As annoying as this phase of things it, at least it feels like stuff is moving out.

So the past month has been a pretty reclusive time - I've not felt up to socializing, have hardly hit the studio at all. I've done a few social things - a Red Sox game last weekend, dinner with friends, some band rehearsal - but in general I'm hunkered down.

That has not been a bad thing, though; I've been going on a cleaning spree; kitchen, bathrooms, living room, bedroom, yoga room, basement / office area. Some of the harbingers of "this is not a drill" spring cleaning include:
  • Purge the fridge
  • Cleaning out the hidden basement areas: office, tool area, the storage closet, laundry area
  • Completing my season clothing transition well before memorial day
  • Recycling multiple bags of clothing; giving away some tech (a small TV and an antenna) that have been sitting for years unused. 
  • Working on living room carpet stains (Elo is pretty good about pee and poop, but he does puke now and then, and also never misses an opportunity to grab food off the counter and drag it into the living room for a little party) - and I'm not all that careful about dragging stuff in on my shoes.  
I could, technically, have friends over to visit. Not that this is likely, but it COULD happen.

Heading into a teacher training weekend; which ought to be challenging (giving the present state of my body, allergies, and sinuses) but I'm a very reluctant drug taker - I've only recently started to dose with alka-seltzer cold meds, and night-time cough/cold syrup (I awoke dazed but apparently well-rested this morning), and I'm going to venture out to CVS for some of the new fangled allergy meds that I've never taken before.

At least it's silent weekend at teacher training, so I'll be able to rest my voice (not demanded for the staff, but I like to honor the silence as much as possible). And hopefully, with the weekend behind me, and pollen abating, I'll get my sorry butt back into the world. 

May 22, 2015

Lawn Mower Saga: Gas vs. Electric

I live in a small (4 unit) condo that has a very low monthly fee, and a bit of a do-it-yourself ethos among the residents.

My first year here, the lawn care (previously handled by the guy I bought the condo from, who had been the long time association president) was arranged by the new president, mostly cousins or acquaintances. The lawn was often over-grown, and when it got cut, it was somewhat cursory.
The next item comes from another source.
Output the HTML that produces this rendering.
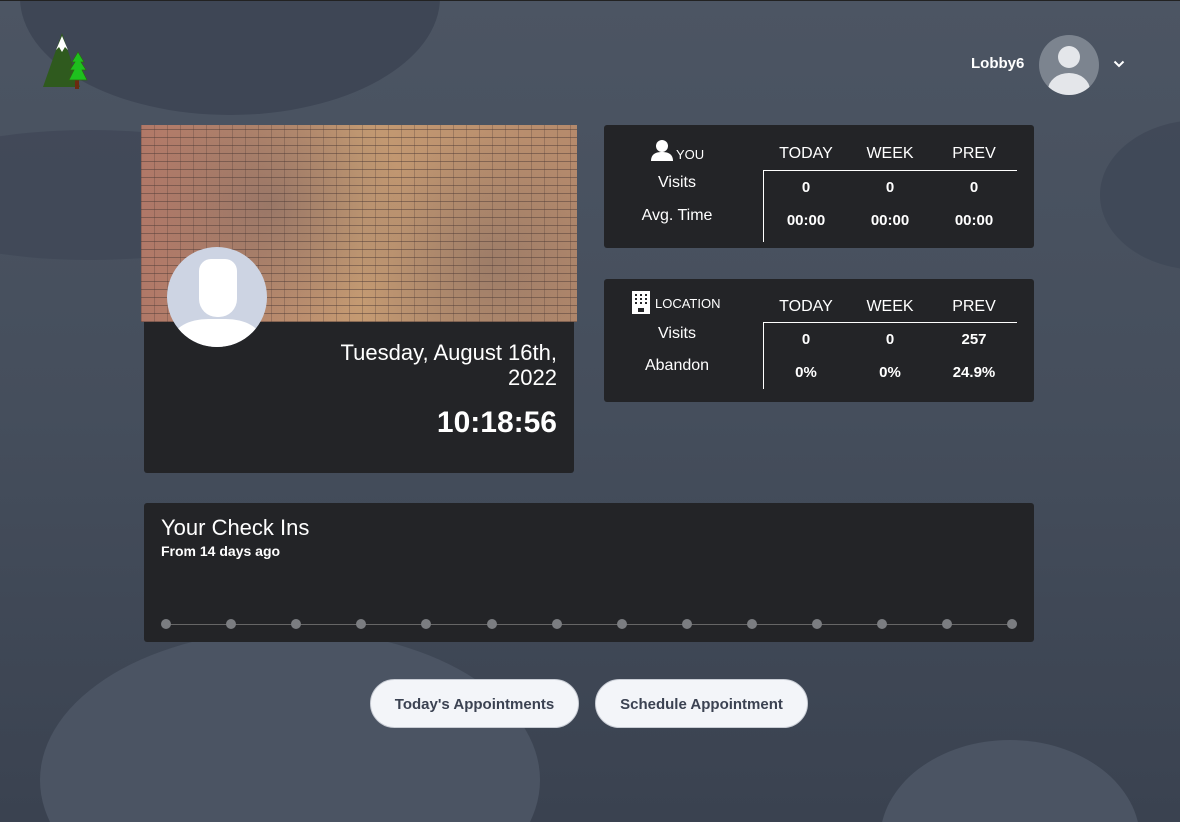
<!DOCTYPE html>
<html style="width:1180px;height:822px;overflow:hidden;background:#3a4250"><head><meta charset="utf-8"><style>
*{box-sizing:border-box;margin:0;padding:0}
body{width:1180px;height:822px;overflow:hidden;font-family:"Liberation Sans",sans-serif;color:#fff;position:relative;background:linear-gradient(180deg,#4c5563 0%,#454e5c 50%,#3a4250 100%);}
.bg{position:absolute;left:0;top:0;width:1180px;height:822px;overflow:hidden}
.blob{position:absolute;border-radius:50%;}
.card{position:absolute;background:#232427;border-radius:3px;}
.stat{width:430px;}
.stat .lbl{position:absolute;width:146px;text-align:center;font-size:16px;}
.stat .col{position:absolute;width:84px;text-align:center;font-size:16px;}
.stat .b{font-weight:bold;font-size:15px;}
.btn{position:absolute;top:679px;height:49px;background:#f3f5f9;border-radius:25px;color:#3b4252;font-size:15px;font-weight:bold;text-align:center;line-height:49px;border:1px solid #c8ccd4}
</style></head><body>
<div class="bg">
<div class="blob" style="left:20px;top:-120px;width:420px;height:235px;background:#3e4655"></div>
<div class="blob" style="left:-120px;top:130px;width:420px;height:130px;background:#3e4655;opacity:.7"></div>
<div class="blob" style="left:1100px;top:120px;width:200px;height:150px;background:#3f4756;opacity:.8"></div>
<div class="blob" style="left:40px;top:630px;width:500px;height:300px;background:#4b5463"></div>
<div class="blob" style="left:880px;top:740px;width:260px;height:200px;background:#4b5463"></div>
<div style="position:absolute;left:0;top:0;width:1180px;height:1px;background:#222"></div>
</div>

<svg style="position:absolute;left:40px;top:30px" width="52" height="62" viewBox="0 0 52 62">
<polygon points="3,57 22,3 40,57" fill="#2f5a1e"/>
<polygon points="16,20 22,6 28,20 25,17 22,22 19,17" fill="#fff"/>
<rect x="35" y="48" width="4" height="11" fill="#6b2a10"/>
<polygon points="38,22 44,32 41,32 46,40 42,40 47,50 29,50 34,40 30,40 35,32 32,32" fill="#1ec01e" stroke="#2a6a10" stroke-width=".7"/>
</svg>

<div style="position:absolute;left:971px;top:55px;font-size:15px;font-weight:bold">Lobby6</div>
<div style="position:absolute;left:1039px;top:35px;width:60px;height:60px;border-radius:50%;background:#7c848f;overflow:hidden">
<div style="position:absolute;left:19px;top:11px;width:22px;height:22px;border-radius:50%;background:#e4e6ea"></div>
<div style="position:absolute;left:9px;top:38px;width:42px;height:34px;border-radius:50%;background:#e4e6ea"></div></div>
<svg style="position:absolute;left:1113px;top:60px" width="12" height="8"><path d="M1.5 1.5l4.5 4.5 4.5-4.5" stroke="#fff" stroke-width="2" fill="none"/></svg>

<div class="card" style="left:144px;top:125px;width:430px;height:348px"></div>
<div style="position:absolute;left:141px;top:125px;width:436px;height:197px;background-color:#b9876a;background-image:
repeating-linear-gradient(0deg,rgba(80,60,55,.5) 0 1px,transparent 1px 8px),
repeating-linear-gradient(90deg,rgba(80,60,55,.3) 0 1px,transparent 1px 13px),
radial-gradient(circle at 30% 40%,rgba(90,80,90,.35),transparent 40%),
radial-gradient(circle at 80% 70%,rgba(90,80,90,.3),transparent 35%),
linear-gradient(90deg,#b07868,#c49a72,#b58a6c)"></div>
<div style="position:absolute;left:167px;top:247px;width:100px;height:100px;border-radius:50%;background:#cdd4e3;overflow:hidden">
<div style="position:absolute;left:32px;top:12px;width:38px;height:58px;border-radius:12px 12px 18px 18px;background:#fff"></div>
<div style="position:absolute;left:6px;top:72px;width:88px;height:50px;border-radius:40% 40% 0 0;background:#fff"></div></div>
<div style="position:absolute;right:623px;top:340px;text-align:right;font-size:22px;line-height:25px;font-weight:300">Tuesday, August 16th,<br>2022</div>
<div style="position:absolute;right:623px;top:406px;font-size:30px;font-weight:bold">10:18:56</div>

<div class="card stat" style="left:604px;top:125px;height:123px">
<svg style="position:absolute;left:46px;top:14px" width="24" height="22" viewBox="0 0 24 22"><circle cx="12" cy="7" r="6" fill="#fff"/><path d="M1 22c0-7 5-9 11-9s11 2 11 9z" fill="#fff"/></svg>
<div style="position:absolute;left:72px;top:22px;font-size:13px">YOU</div>
<div class="lbl" style="top:49px">Visits</div><div class="lbl" style="top:82px">Avg. Time</div>
<div class="col" style="left:160px;top:20px">TODAY</div><div class="col" style="left:244px;top:20px">WEEK</div><div class="col" style="left:328px;top:20px">PREV</div>
<div style="position:absolute;left:159px;top:45px;width:254px;height:1px;background:#fff"></div>
<div style="position:absolute;left:159px;top:45px;width:1px;height:72px;background:#fff"></div>
<div class="col b" style="left:160px;top:54px">0</div><div class="col b" style="left:244px;top:54px">0</div><div class="col b" style="left:328px;top:54px">0</div>
<div class="col b" style="left:160px;top:87px">00:00</div><div class="col b" style="left:244px;top:87px">00:00</div><div class="col b" style="left:328px;top:87px">00:00</div>
</div>

<div class="card stat" style="left:604px;top:279px;height:123px">
<svg style="position:absolute;left:28px;top:12px" width="18" height="23" viewBox="0 0 18 23"><rect width="18" height="23" fill="#fff"/><g fill="#232427"><rect x="3" y="3" width="2" height="2"/><rect x="8" y="3" width="2" height="2"/><rect x="13" y="3" width="2" height="2"/><rect x="3" y="7" width="2" height="2"/><rect x="8" y="7" width="2" height="2"/><rect x="13" y="7" width="2" height="2"/><rect x="3" y="11" width="2" height="2"/><rect x="8" y="11" width="2" height="2"/><rect x="13" y="11" width="2" height="2"/><rect x="6" y="17" width="6" height="4"/></g></svg>
<div style="position:absolute;left:51px;top:17px;font-size:13px">LOCATION</div>
<div class="lbl" style="top:46px">Visits</div><div class="lbl" style="top:78px">Abandon</div>
<div class="col" style="left:160px;top:19px">TODAY</div><div class="col" style="left:244px;top:19px">WEEK</div><div class="col" style="left:328px;top:19px">PREV</div>
<div style="position:absolute;left:159px;top:43px;width:254px;height:1px;background:#fff"></div>
<div style="position:absolute;left:159px;top:43px;width:1px;height:67px;background:#fff"></div>
<div class="col b" style="left:160px;top:52px">0</div><div class="col b" style="left:244px;top:52px">0</div><div class="col b" style="left:328px;top:52px">257</div>
<div class="col b" style="left:160px;top:85px">0%</div><div class="col b" style="left:244px;top:85px">0%</div><div class="col b" style="left:328px;top:85px">24.9%</div>
</div>

<div class="card" style="left:144px;top:503px;width:890px;height:139px">
<div style="position:absolute;left:17px;top:12px;font-size:22px;font-weight:300">Your Check Ins</div>
<div style="position:absolute;left:17px;top:40px;font-size:14px;font-weight:bold">From 14 days ago</div>
<div style="position:absolute;left:22px;top:121px;width:846px;height:1px;background:#666"></div>
</div>
<div id="dots"></div>
<script>
var h='';for(var i=0;i<14;i++){var x=166+i*65.1;h+='<div style="position:absolute;left:'+(x-5)+'px;top:619px;width:10px;height:10px;border-radius:50%;background:#7b7d81"></div>';}
document.getElementById('dots').innerHTML=h;
</script>

<div class="btn" style="left:370px;width:209px">Today's Appointments</div>
<div class="btn" style="left:595px;width:213px">Schedule Appointment</div>
</body></html>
My second year, I volunteered to cut the grass for a nominal fee, just to keep it somewhat under control. I'm a fan of the "broken windows" theory of crime prevention, and the sketchy lawn care was, I feared spreading to a general degradation of the condo value and safety. I got a few bucks per cut, although the president was a little concerned I was cutting too often; I told her just pay me whatever per month and I'd take care of it - and have over the years assumed general responsibility for the outdoors (cutting the grass, trimming, picking up litter, patching potholes). I used a beater gas mower that belonged to the association.

Last year, after five years, the old mower died, and rather than get it fixed, I invested in a low cost ($200) Troy Bilt mower, which I used last year, and which sat behind the unit (as did its predecessor) all winter. Last week, after I cut the lawn, the mower disappeared. I suspect somebody saw the old mower (which I had finally put out to the curb for town pick-up / junkers a week before) and realized there was probably a newish mower around back, and walked off with it.


Called the cops, filed a report, even had the model and engine serial number, but it's gone. Not worth filing an insurance claim (what with deductibles).

After sitting on the decision for a week, I finally went out and bought a new mower. I decided I would not leave the new mower sitting out unprotected; it either had to be locked up or brought in (to my basement, also my office). Not wanting to bring gas into the condo, I decided to go with an electric lawnmower; picking up a Kobalt 13A, 21" mower ($179) and a 100' extension cord. I did a small test cut today to (a) see how the mower worked, and (b) ensure that the cord could reach the entire condo. Looks good on both counts.

In general, the mower is very similar to the old gas model. A bit lighter than the gas mower (positive) but the need to work with / around the cord is a bit of a pain. The mower is a three way (mulcher / bagger / side exit) so no problems there. Although it feels like a lot less power and gets bogged down in thick grass, it seems to cut fine; I suspect moving slowly, cutting in thin strips, and keeping the blade sharp will be important.


And while I made this purchase for completely practical / pragmatic reasons (deciding that the hassle of a corded mower and bringing it in was less than the hassle of locking up a gas mower), there's an ecological upside as well. I've always known gas mowers to be problematic, in terms of pollution, but never really looked too deeply. Per National Geographic:
In 2009, the Texas Commission on Environmental Quality found that an hour of gas-powered lawn mowing produces as much pollution as four hours of driving a car. The U.S. Environmental Protection Agency (EPA) has also recognized the alarming amount of pollution generated by lawn mowers. In 2008, the EPA created rules to enforce manufacturers of lawn mowers and weed whackers to cut smog-forming emissions from their products by at least 35 percent starting in 2011.
So after a lifetime of using a regular old gas mower, I am now an electric mower. We'll see how it works, long term.